Students will be expected to buy theatre tickets from a selection of performances in Toronto.
Instructor: Sarah Robbins
Prerequisite: DRM101Y1 or 4.0 FCE (priority for DRM Majors, Minors & Specialists)
S Summer term: July 2 to August 6, Tuesdays, 5pm-8pm
Location: WE 75
CAP: 25
2024-25
DRM385H1 S South Asian Theatre
This course will explore different ideations of nation, class, caste, religion and gender in the context of the work of a range of contemporary theatre practitioners and groups from South Asia and South Asian diasporas all over the world. Through lectures, discussions, workshops and interactions with artists, the course will focus on performance practices that examine/inform specific identities subsumed within the broad category of ‘South Asian’. Students will be encouraged to reflect on how the study of South Asian theatre impacts their understanding of performance and personal performance practice(s).
Instructor: TBD
Prerequisite: DRM101Y1 or any 4.0 FCE
S term: Wednesdays, 5pm–8pm
CAP: 40
DRM387H1 S Anarcheology and A/I
A 20th century typewriter and a 21st century contact mic animated by inter-generational human bodies walk into computational “theatrical machines” (Judith Butler)… Is this a joke? We’ll find out in this course.

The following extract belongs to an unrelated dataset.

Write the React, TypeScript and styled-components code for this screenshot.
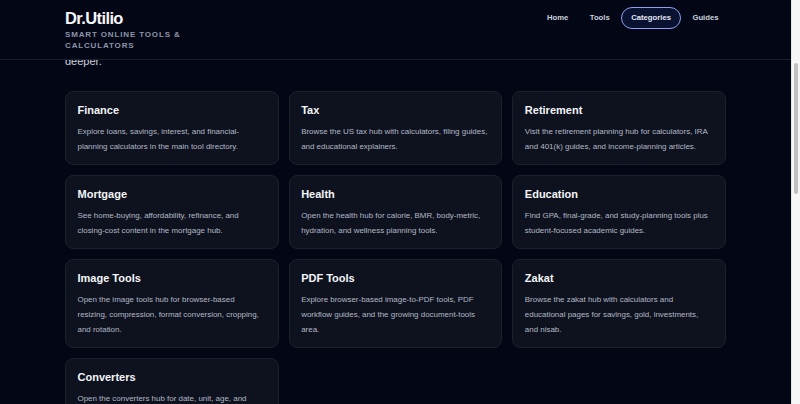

Queer philosopher Michel Foucault in a word play combined the words anarchy and archeology to anarcheology. In his lectures “On the Government of the Living” (1979-80) he argues for a “theoretical-practical position on the non-necessity of power as a principle of intelligibility of knowledge itself”, also alluding to theatrical traditions and alethurgic performances of truth-telling. Anarcheology is a fruitful metaphor to engage in learning about methods of Artistic Intelligence or A/I. A/I is entangled with queering the Brechtian apparatus, learning about decolonial critique and Indigenous ontologies in human-machine relationships. A/I is a method emerging in the praxis of the Digital Dramaturgy Labsquared (DDL2). It encourages to playfully creating hands-on agency/literacy/knowledge in the context of digital technology, social media, Artificial Intelligence AI, automation and machine learning through sensual collisions and collaborations of mechanical artefacts with digital technology - hybrid time machines - and the collective dramaturgy/negotiation of human-machine and human-human power relations.
Students will explore tech objects (analogue and digital), read about and actively discuss practices of media and material history, engage in divers forms of writing (position paper, report, short essays) and live presentation (lecture performance).
Instructor: Antje Budde
Prerequisite: DRM101Y1 or any 4.0 FCE
Recommended Preparation: DRM220Y1 for DRM Majors, Minors & Specialists
S term: Tuesdays, 3pm–6pm
CAP: 35
DRM388H1 F Dancing Black in Canada
This course explores the role of dance within Canada’s Black population with a focus on 1900-1970. Both social and theatrical dance for the stage will be explored within the contexts of legislation, immigration, transnational relations, social and cultural heritage, media reception, and representations of Blackness. We will consider the influence of this era on social, street, and theatrical dance in the late 20th and 21st century.
Instructor: Seika Boye
Prerequisite: DRM101Y1 or any 4.0 FCE
Recommended Preparation: DRM220Y1 for DRM Majors, Minors & Specialists or HIS265Y1 for Certificate in Black Canadian Studies students
F term: Thursdays, 12pm–3pm
CAP: 35
DRM487H1 S Puppets & Puppeteers
How do artists, audiences, and scholars understand and engage with puppetry? How do puppets combine anthropomorphic elements with craftsmanship, engineering, and technology? How do puppeteers define their roles, artistry, and the aesthetics of their puppets? This course offers an examination of the philosophical, historical, cultural, political, and technological dimensions of puppetry and material performance in a global context. Some important themes include different kinds of puppet practices; scholarly efforts that constantly reshape puppet historiography; transformations of puppet traditions; the art of operation and the theatricality of the performing object; and the imagination of puppetry in new physical and virtual venues. Course activities include lectures, presentations, discussions, projects, and engagement in the BMO Lab. Students will have the opportunity to explore topics of their interest.
Instructor: Xing Fan
Prerequisite: DRM220Y1 (DRM Majors, Minors & Specialists)
S term: Mondays, 5pm–8pm
CAP: 14
DRM488H1 F/DRA3908H Theatre and Performance in Africa
The seminar explores the rich and diverse landscape of African theatre and performance. Through critical analyses, practical workshops, case studies, and multiple readings, the course delves into historical, cultural, and socio-political contexts of theatre and performance expressions across the continent. The course also examines how Africa performance practices intersect with identity, resistance, and varying artistic modes. Through the course, students will gain a deeper understanding of African performance traditions and their global impact.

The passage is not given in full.